I think that's debatable. You seem to have missed my point that there are many templates that would break if duplicate folding didn't work as it does. As a result, the referencing rendering code actively handles this case.

> IABot looks at one reference at a time and (rightfully) assumes that making a syntactically correct edit to it does not cause errors elsewhere.

Human editors manage to avoid this problem by looking at the rest of the article to see if the definition they're editing (or creating) is a duplicate. If a bot is going to make similar edits, I think it only makes sense that we hold it to the same standard -- and the general standard of "do no harm".
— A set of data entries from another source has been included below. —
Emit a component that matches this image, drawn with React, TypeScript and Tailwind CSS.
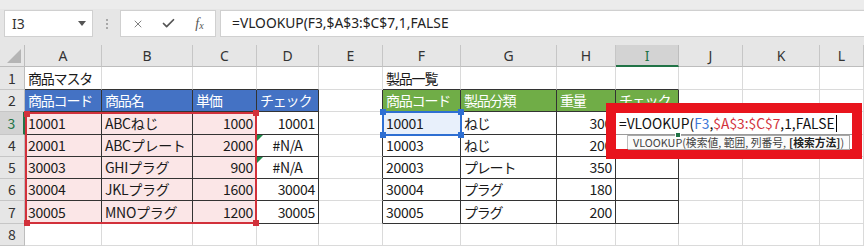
import { X, Check } from 'lucide-react';

const COLS = ['A', 'B', 'C', 'D', 'E', 'F', 'G', 'H', 'I', 'J', 'K', 'L'];

// rows 1..8, columns A..L
const ROWS: string[][] = [
  ['商品マスタ', '', '', '', '', '製品一覧'],
  ['商品コード', '商品名', '単価', 'チェック', '', '商品コード', '製品分類', '重量', 'チェック'],
  ['10001', 'ABCねじ', '1000', '10001', '', '10001', 'ねじ', '300'],
  ['20001', 'ABCプレート', '2000', '#N/A', '', '10003', 'ねじ', '200'],
  ['30003', 'GHIプラグ', '900', '#N/A', '', '20003', 'プレート', '350'],
  ['30004', 'JKLプラグ', '1600', '30004', '', '30004', 'プラグ', '180'],
  ['30005', 'MNOプラグ', '1200', '30005', '', '30005', 'プラグ', '200'],
  [],
];

const CELL_FONT = "font-['Noto_Sans_CJK_JP',sans-serif]";
const UI_FONT = "font-['Noto_Sans','Noto_Sans_CJK_JP',sans-serif]";

function Corner() {
  return (
    <div className="bg-[#e6e6e6] border-r border-b border-[#bdbdbd] flex items-end justify-end p-[3px]">
      <svg width="14" height="14" viewBox="0 0 14 14">
        <polygon points="14,0 14,14 0,14" fill="#b5b5b5" />
      </svg>
    </div>
  );
}

function ColHead({ label }: { label: string }) {
  const sel = label === 'I';
  return (
    <div
      className={
        sel
          ? 'bg-[#d3d3d3] text-[#217346] border-r border-r-[#bdbdbd] border-b-2 border-b-[#217346] flex items-center justify-center text-[14px]'
          : 'bg-[#e6e6e6] text-[#333] border-r border-r-[#c6c6c6] border-b border-b-[#bdbdbd] flex items-center justify-center text-[14px]'
      }
    >
      {label}
    </div>
  );
}

function RowHead({ r }: { r: number }) {
  const sel = r === 3;
  return (
    <div
      className={
        sel
          ? 'bg-[#d3d3d3] text-[#217346] border-r-2 border-r-[#217346] border-b border-b-[#c6c6c6] flex items-center justify-center text-[14px]'
          : 'bg-[#e6e6e6] text-[#333] border-r border-r-[#bdbdbd] border-b border-b-[#c6c6c6] flex items-center justify-center text-[14px]'
      }
    >
      {r}
    </div>
  );
}

function DataCell({ r, ci }: { r: number; ci: number }) {
  const text = ROWS[r - 1][ci] ?? '';
  const body = r >= 2 && r <= 7;
  const darkR = body && ci <= 8;
  const darkB = r <= 7 && (ci <= 3 || (ci >= 5 && ci <= 8));

  let bg = 'bg-white';
  let fg = 'text-[#1a1a1a]';
  if (r === 2 && ci <= 3) {
    bg = 'bg-[#4472c4]';
    fg = 'text-white';
  } else if (r === 2 && ci >= 5 && ci <= 8) {
    bg = 'bg-[#70ad47]';
    fg = 'text-white';
  } else if (r >= 3 && r <= 7 && ci <= 2) {
    bg = 'bg-[#fbe6e7]';
  } else if (r === 3 && ci === 5) {
    bg = 'bg-[#e8f0fb]';
  }

  const isErr = text === '#N/A';
  const right = r >= 3 && (ci === 2 || ci === 7 || (ci === 3 && !isErr));
  const align = isErr ? 'justify-center' : right ? 'justify-end' : 'justify-start';
  const onlyJa = /^[^\x00-\x7f]+$/.test(text);

  return (
    <div
      className={`relative flex items-center px-[3px] whitespace-nowrap overflow-hidden border-r border-b text-[14px] ${bg} ${fg} ${align} ${
        darkR ? 'border-r-[#333]' : 'border-r-[#dadada]'
      } ${darkB ? 'border-b-[#333]' : 'border-b-[#dadada]'} ${onlyJa ? 'tracking-[-1.2px]' : 'tracking-[-0.3px]'}`}
    >
      {isErr && (
        <svg className="absolute left-0 top-0" width="6" height="6" viewBox="0 0 6 6">
          <polygon points="0,0 6,0 0,6" fill="#1e8a4a" />
        </svg>
      )}
      {text}
    </div>
  );
}

function Handle({ className }: { className: string }) {
  return <div className={`absolute w-[6px] h-[6px] ${className}`} />;
}

export default function App() {
  return (
    <div className={`relative w-[864px] h-[246px] overflow-hidden bg-white ${UI_FONT}`}>
      {/* formula bar */}
      <div className="h-[45px] bg-[#e6e6e6] border-t-[9px] border-t-[#ececec] flex items-start pt-px pl-[4px]">
        <div className="w-[89px] h-[27px] bg-white border border-[#d0d0d0] flex items-center justify-between pl-[7px] pr-[6px] text-[14px] text-[#333]">
          <span>I3</span>
          <svg width="8" height="5" viewBox="0 0 8 5">
            <polygon points="0,0 8,0 4,5" fill="#555" />
          </svg>
        </div>
        <div className="w-[27px] h-[27px] flex flex-col items-center justify-center gap-[2px]">
          <span className="w-[2px] h-[2px] bg-[#a8a8a8]" />
          <span className="w-[2px] h-[2px] bg-[#a8a8a8]" />
          <span className="w-[2px] h-[2px] bg-[#a8a8a8]" />
        </div>
        <div className="w-[96px] h-[27px] bg-white border border-[#d0d0d0] flex items-center pl-px text-[#555]">
          <div className="w-[32px] flex justify-center">
            <X size={12} strokeWidth={1.5} />
          </div>
          <div className="w-[32px] flex justify-center">
            <Check size={15} strokeWidth={2.8} />
          </div>
          <div className="w-[32px] flex justify-center items-center font-['Liberation_Serif',serif] italic text-[14px] text-[#555]">
            f<span className="text-[10px] mt-[3px]">x</span>
          </div>
        </div>
        <div className="ml-[4px] flex-1 -mr-[2px] h-[27px] bg-white border border-[#d0d0d0] flex items-center pl-[11px] text-[13.8px] text-[#222]">
          =VLOOKUP(F3,$A$3:$C$7,1,FALSE
        </div>
      </div>

      {/* sheet grid */}
      <div className="grid grid-cols-[25px_77px_91px_64px_62px_64px_78px_96px_59px_63px_64px_77px_1fr] grid-rows-[22px_23px_22px_23px_22px_22px_22px_23px_1fr] h-[201px]">
        <Corner />
        {COLS.map((c) => (
          <ColHead key={c} label={c} />
        ))}
        {ROWS.map((_, ri) => (
          <div key={ri} className={`contents ${CELL_FONT}`}>
            <RowHead r={ri + 1} />
            {COLS.map((c, ci) => (
              <DataCell key={c} r={ri + 1} ci={ci} />
            ))}
          </div>
        ))}
      </div>

      {/* range reference $A$3:$C$7 */}
      <div className="absolute left-[25px] top-[112px] w-[232px] h-[112px] border-2 border-[#d2313b]">
        <Handle className="-left-[3px] -top-[3px] bg-[#d2313b]" />
        <Handle className="-right-[4px] -top-[4px] bg-[#d2313b]" />
        <Handle className="-left-[3px] -bottom-[4px] bg-[#d2313b]" />
        <Handle className="-right-[4px] -bottom-[4px] bg-[#d2313b]" />
      </div>

      {/* range reference F3 */}
      <div className="absolute left-[382px] top-[111px] w-[80px] h-[25px] border-2 border-[#2e6fd2]">
        <Handle className="-left-[4px] -top-[4px] bg-[#2e6fd2]" />
        <Handle className="-right-[4px] -top-[4px] bg-[#2e6fd2]" />
        <Handle className="-left-[4px] -bottom-[4px] bg-[#2e6fd2]" />
        <Handle className="-right-[4px] -bottom-[4px] bg-[#2e6fd2]" />
      </div>

      {/* highlighted in-cell edit */}
      <div className="absolute left-[606px] top-[103px] w-[256px] h-[56px] border-[10px] border-[#e8141d] bg-white">
        <div className="relative h-[22px] border-b border-[#9a9a9a] flex items-center pl-[3px] text-[13.8px] text-[#111] font-['Noto_Sans_CJK_JP',sans-serif] whitespace-nowrap">
          <span>=VLOOKUP(</span>
          <span className="text-[#3b78d6]">F3</span>
          <span>,</span>
          <span className="text-[#d2313b]">$A$3:$C$7</span>
          <span>,1,FALSE</span>
          <span className="w-px h-[17px] bg-black ml-px" />
          <div className="absolute left-[59px] -bottom-[4px] w-[6px] h-[6px] bg-[#217346] border border-white" />
        </div>
        <div className="flex h-[14px]">
          <div className="w-[12px] border-r border-[#bdbdbd]" />
          <div className="w-[222px] h-[15px] bg-[#fbfbfb] border border-l-0 border-[#a8a8a8] flex items-center pl-[5px] text-[10.8px] text-[#444] font-['Noto_Sans_CJK_JP',sans-serif] whitespace-nowrap">
            VLOOKUP(検索値, 範囲, 列番号, <b className="font-bold text-[#222] ml-[3px]">[検索方法]</b>)
          </div>
        </div>
      </div>
    </div>
  );
}
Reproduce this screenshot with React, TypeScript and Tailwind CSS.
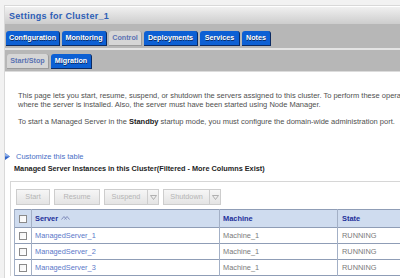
import React from "react";

const tabs = [
  { label: "Configuration", w: "w-[54px]" },
  { label: "Monitoring", w: "w-[45px]" },
  { label: "Control", w: "w-[33px]", active: true },
  { label: "Deployments", w: "w-[54px]" },
  { label: "Services", w: "w-[40px]" },
  { label: "Notes", w: "w-[29px]" },
];

const subTabs = [
  { label: "Start/Stop", w: "w-[42px]", active: true },
  { label: "Migration", w: "w-[41px]" },
];

function Tab({ label, w, active }: { label: string; w: string; active?: boolean }) {
  return (
    <div
      className={
        active
          ? `${w} h-[15px] rounded-t-[3px] bg-[#d6d6d6] border-r border-b border-[#9c9c9c] text-[#5b73b3] font-bold text-[7.2px] flex items-center justify-center`
          : `${w} h-[15px] rounded-t-[3px] bg-[#0d60d4] border-r-[1.5px] border-b border-[#0b2a62] text-white font-bold text-[7.2px] flex items-center justify-center [text-shadow:0.5px_0.5px_0_#0b2a62]`
      }
    >
      {label}
    </div>
  );
}

function Checkbox() {
  return (
    <div className="w-[8px] h-[8px] border border-[#8a8a8a] bg-gradient-to-br from-[#f4f4f4] to-white mx-auto" />
  );
}

function Btn({ label, w, menu }: { label: string; w: string; menu?: boolean }) {
  return (
    <div className="flex h-[16px] border border-[#cdcdcd] bg-gradient-to-b from-[#f6f6f6] to-[#e4e4e4] text-[#b5b5b5] text-[7.3px]">
      <div className={`${w} flex items-center justify-center`}>{label}</div>
      {menu && (
        <div className="w-[11px] border-l border-[#cdcdcd] flex items-center justify-center">
          <svg width="7" height="5" viewBox="0 0 7 5">
            <path d="M0.5 0.5 L6.5 0.5 L3.5 4.5 Z" fill="none" stroke="#a8a8a8" strokeWidth="0.9" />
          </svg>
        </div>
      )}
    </div>
  );
}

const rows = ["ManagedServer_1", "ManagedServer_2", "ManagedServer_3"];

export default function App() {
  return (
    <div className="w-[400px] h-[278px] overflow-hidden bg-[#f2f2f2] font-['Liberation_Sans',Arial,sans-serif]">
      <div className="ml-[4px] mt-[5px] h-[273px] bg-white border-l border-t border-[#d9d9d9] overflow-hidden">
        {/* title */}
        <div className="h-[18px] border-t border-white bg-gradient-to-b from-[#f0f0f0] to-[#cdcdcd] flex items-center pl-[4px] pt-[2px] text-[9px] font-bold text-[#2c5db6] tracking-[0.3px]">
          Settings for Cluster_1
        </div>

        {/* main tabs */}
        <div className="h-[24px] bg-[#b7b7b7] flex items-end gap-[2px] pl-[1px] pb-[2px]">
          {tabs.map((t) => (
            <Tab key={t.label} {...t} />
          ))}
        </div>
        <div className="h-[2px] bg-[#e4e4e4]" />

        {/* sub tabs */}
        <div className="h-[22px] bg-[#b7b7b7] flex items-end gap-[2px] pl-[2px] pb-[2px] border-b border-[#dcdcdc]">
          {subTabs.map((t) => (
            <Tab key={t.label} {...t} />
          ))}
        </div>

        {/* text */}
        <div className="pl-[13px] pt-[19px] text-[7.5px] leading-[9px] text-[#4f4f4f] whitespace-nowrap">
          <p>
            This page lets you start, resume, suspend, or shutdown the servers assigned to this cluster. To perform these operations, the Node Manager must be running on the machine
            <br />
            where the server is installed. Also, the server must have been started using Node Manager.
          </p>
          <p className="mt-[8px]">
            To start a Managed Server in the <span className="font-bold text-[#222]">Standby</span> startup mode, you must configure the domain-wide administration port.
          </p>
        </div>

        <div className="mt-[26px] flex items-center gap-[6px] text-[7.5px] leading-[9px] text-[#4a6fc6]">
          <svg width="5" height="7" viewBox="0 0 5 7">
            <path d="M0 0 L5 3.5 L0 7 Z" fill="#2f63c9" />
            <path d="M0 0 L5 3.5 L0 3.5 Z" fill="#8fb0ea" />
          </svg>
          <span>Customize this table</span>
        </div>

        <div className="mt-[3px] pl-[9px] text-[7.3px] leading-[9px] font-bold text-[#1e1e1e] whitespace-nowrap">
          Managed Server Instances in this Cluster(Filtered - More Columns Exist)
        </div>

        {/* table box */}
        <div className="mt-[8px] ml-[5px] border-l border-t border-[#d6d6d6] bg-white pt-[7px] pl-[5px]">
          <div className="flex gap-[4px]">
            <Btn label="Start" w="w-[32px]" />
            <Btn label="Resume" w="w-[44px]" />
            <Btn label="Suspend" w="w-[42px]" menu />
            <Btn label="Shutdown" w="w-[45px]" menu />
          </div>

          <table className="mt-[4px] -ml-[2px] table-fixed w-[443px] border-collapse text-[7.4px] whitespace-nowrap">
            <colgroup>
              <col className="w-[17px]" />
              <col className="w-[188px]" />
              <col className="w-[118px]" />
              <col className="w-[120px]" />
            </colgroup>
            <thead>
              <tr className="h-[18px] bg-[#cfdcef] border-t border-b border-[#8f9db6]">
                <th className="border-l border-r border-[#a3b0c6]">
                  <Checkbox />
                </th>
                <th className="border-r border-[#a3b0c6] text-left pl-[3px] font-bold text-[#23309a]">
                  <span className="inline-flex items-center gap-[3px]">
                    Server
                    <svg width="9" height="6" viewBox="0 0 9 6">
                      <path d="M0.5 4.5 L3 1.5 L5.5 4.5" fill="none" stroke="#7a87b8" strokeWidth="0.9" />
                      <path d="M3.5 4.5 L6 1.5 L8.5 4.5" fill="none" stroke="#7a87b8" strokeWidth="0.9" />
                    </svg>
                  </span>
                </th>
                <th className="border-r border-[#a3b0c6] text-left pl-[3px] font-bold text-[#23309a]">Machine</th>
                <th className="text-left pl-[4px] font-bold text-[#23309a]">State</th>
              </tr>
            </thead>
            <tbody>
              {rows.map((r) => (
                <tr key={r} className="h-[16px] border-b border-[#8f9db6]">
                  <td className="border-l border-r border-[#a3b0c6]">
                    <Checkbox />
                  </td>
                  <td className="border-r border-[#a3b0c6] pl-[3px] text-[#5b78c9]">{r}</td>
                  <td className="border-r border-[#a3b0c6] pl-[3px] text-[#7a7a7a]">Machine_1</td>
                  <td className="pl-[4px] text-[#7a7a7a]">RUNNING</td>
                </tr>
              ))}
            </tbody>
          </table>
        </div>
      </div>
    </div>
  );
}
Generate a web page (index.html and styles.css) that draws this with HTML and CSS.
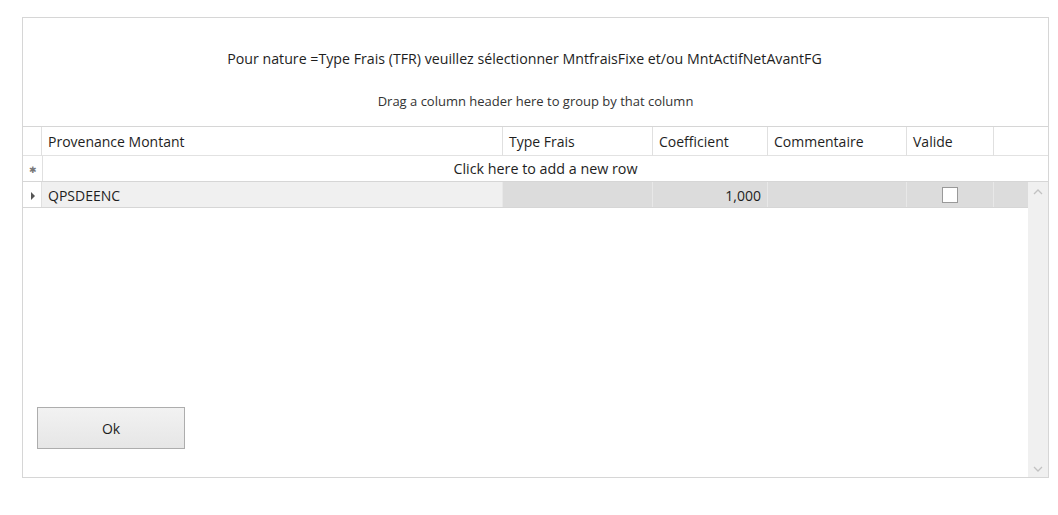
FILE: index.html
```html
<!DOCTYPE html>
<html lang="fr">
<head>
  <meta charset="UTF-8">
  <title>Provenance Montant</title>
  <link rel="stylesheet" href="styles.css">
</head>
<body>
  <div class="dialog">
    <div class="message">Pour nature =Type Frais (TFR) veuillez sélectionner MntfraisFixe et/ou MntActifNetAvantFG</div>
    <div class="group-panel">Drag a column header here to group by that column</div>

    <div class="grid-head">
      <div class="cell indicator"></div>
      <div class="cell">Provenance Montant</div>
      <div class="cell">Type Frais</div>
      <div class="cell">Coefficient</div>
      <div class="cell">Commentaire</div>
      <div class="cell">Valide</div>
      <div class="cell last"></div>
    </div>

    <div class="new-row">
      <div class="indicator">&#x2731;</div>
      <div class="new-text">Click here to add a new row</div>
    </div>

    <div class="grid-body">
      <div class="rows">
        <div class="data-row">
          <div class="cell indicator"><span class="arrow"></span></div>
          <div class="cell current">QPSDEENC</div>
          <div class="cell"></div>
          <div class="cell num">1,000</div>
          <div class="cell"></div>
          <div class="cell check"><span class="box"></span></div>
          <div class="cell last"></div>
        </div>
        <button class="ok">Ok</button>
      </div>
      <div class="scrollbar">
        <svg width="12" height="8" viewBox="0 0 12 8"><path d="M2 6 L6 2 L10 6" fill="none" stroke="#c2c2c2" stroke-width="1.3"/></svg>
        <svg width="12" height="8" viewBox="0 0 12 8"><path d="M2 2 L6 6 L10 2" fill="none" stroke="#c2c2c2" stroke-width="1.3"/></svg>
      </div>
    </div>
  </div>
</body>
</html>
```

FILE: styles.css
```css
body { margin: 0; background: #fff; font-family: "Open Sans", "Noto Sans", sans-serif; color: #1e1e1e; }
.dialog { margin: 17px 0 0 22px; width: 1025px; height: 459px; border: 1px solid #d6d6d6; display: flex; flex-direction: column; }
.message { height: 62px; padding: 31px 22px 0 0; box-sizing: border-box; text-align: center; font-size: 14.2px; line-height: 20px; }
.group-panel { height: 46px; padding-top: 12px; box-sizing: border-box; text-align: center; font-size: 13px; line-height: 18px; color: #333; }

.grid-head, .data-row { display: grid; grid-template-columns: 19px 461px 150px 115px 139px 87px 1fr; }
.grid-head { height: 28px; border-top: 1px solid #d6d6d6; border-bottom: 1px solid #e2e2e2; }
.grid-head .cell { border-right: 1px solid #e0e0e0; padding-left: 6px; font-size: 14px; line-height: 29px; }
.grid-head .indicator, .grid-head .last { padding: 0; }
.grid-head .last { border-right: none; }

.new-row { display: flex; height: 25px; border-bottom: 1px solid #d6d6d6; }
.new-row .indicator { width: 19px; border-right: 1px solid #e0e0e0; text-align: center; font-size: 9px; line-height: 27px; color: #777; }
.new-text { flex: 1; text-align: center; font-size: 14.3px; line-height: 25px; }

.grid-body { flex: 1; display: flex; }
.rows { flex: 1; display: flex; flex-direction: column; }
.data-row { height: 25px; grid-template-rows: 25px; border-bottom: 1px solid #d6d6d6; }
.data-row .cell { background: #dcdcdc; border-right: 1px solid #e8e8e8; font-size: 14px; line-height: 22px; padding: 3px 6px 0; box-sizing: border-box; }
.data-row .indicator { background: #fff; border-right: 1px solid #e0e0e0; padding: 0; display: flex; align-items: center; justify-content: center; }
.data-row .current { background: #f0f0f0; }
.data-row .num { text-align: right; }
.data-row .last { border-right: none; }
.arrow { width: 0; height: 0; border-top: 4px solid transparent; border-bottom: 4px solid transparent; border-left: 4px solid #555; margin: 2px 0 0 2px; }
.check { display: flex; align-items: center; justify-content: center; }
.data-row .check { padding-top: 0; }
.box { width: 14px; height: 14px; border: 1px solid #999; background: #fff; margin-top: 1px; }

.ok { margin: auto 0 28px 14px; width: 148px; height: 42px; border: 1px solid #adadad; background: linear-gradient(#f2f2f2, #e6e6e6); font-family: inherit; font-size: 14px; color: #1e1e1e; }

.scrollbar { width: 20px; background: #f0f0f0; display: flex; flex-direction: column; justify-content: space-between; align-items: center; padding: 6px 0 4px; }
```
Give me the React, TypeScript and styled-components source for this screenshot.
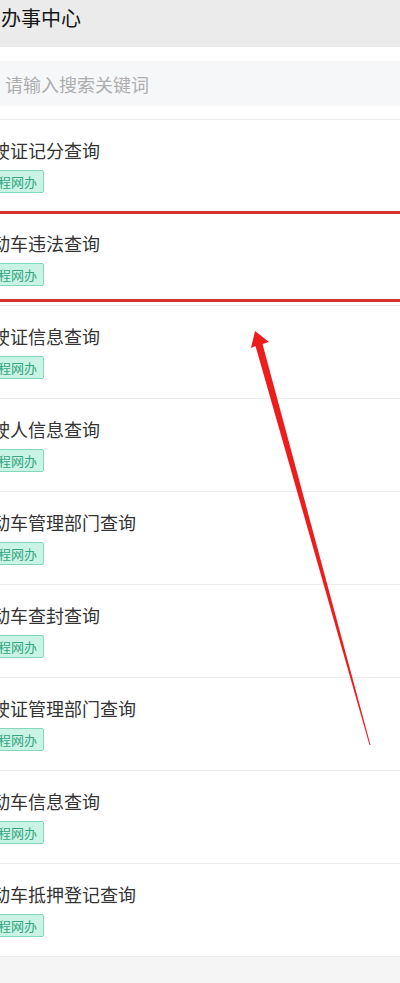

I don't think we're going to reach an agreement here. IABot will not add workarounds and checks for wikitext which is invalid, which would greatly inflate the code base and therefore result in many more errors.

Just FYI, the VE cannot deal with duplicate references either (search for spiegel-chebli) and treats them just as IABot does.

Another faulty edit is here: https://en.wikipedia.org/w/index.php?title=British_Rail_Class_314&type=revision&diff=902025852&oldid=900760109&diffmode=source

This case is typical: there are two refrences with shortened URLs for the archive-url paramter, but InternetArchiveBot chose to only shorten one. If this edit is necessary, why only perform it on one of the two locations where the target issue occurs?

It's fine if you don't want to fix the bot, but I has just hoped you'd be able to answer my questions about it.

I may actually have a different solution here, that should be fairly easy to implement. I can simply delete the second reference and replace it with a self closing one. That seems like the best solution.

That seems like a fine solution to me. If the bot can't handle badly formatted input, it should do what it can to detect that condition before it performs an edit. I think your proposal would do that.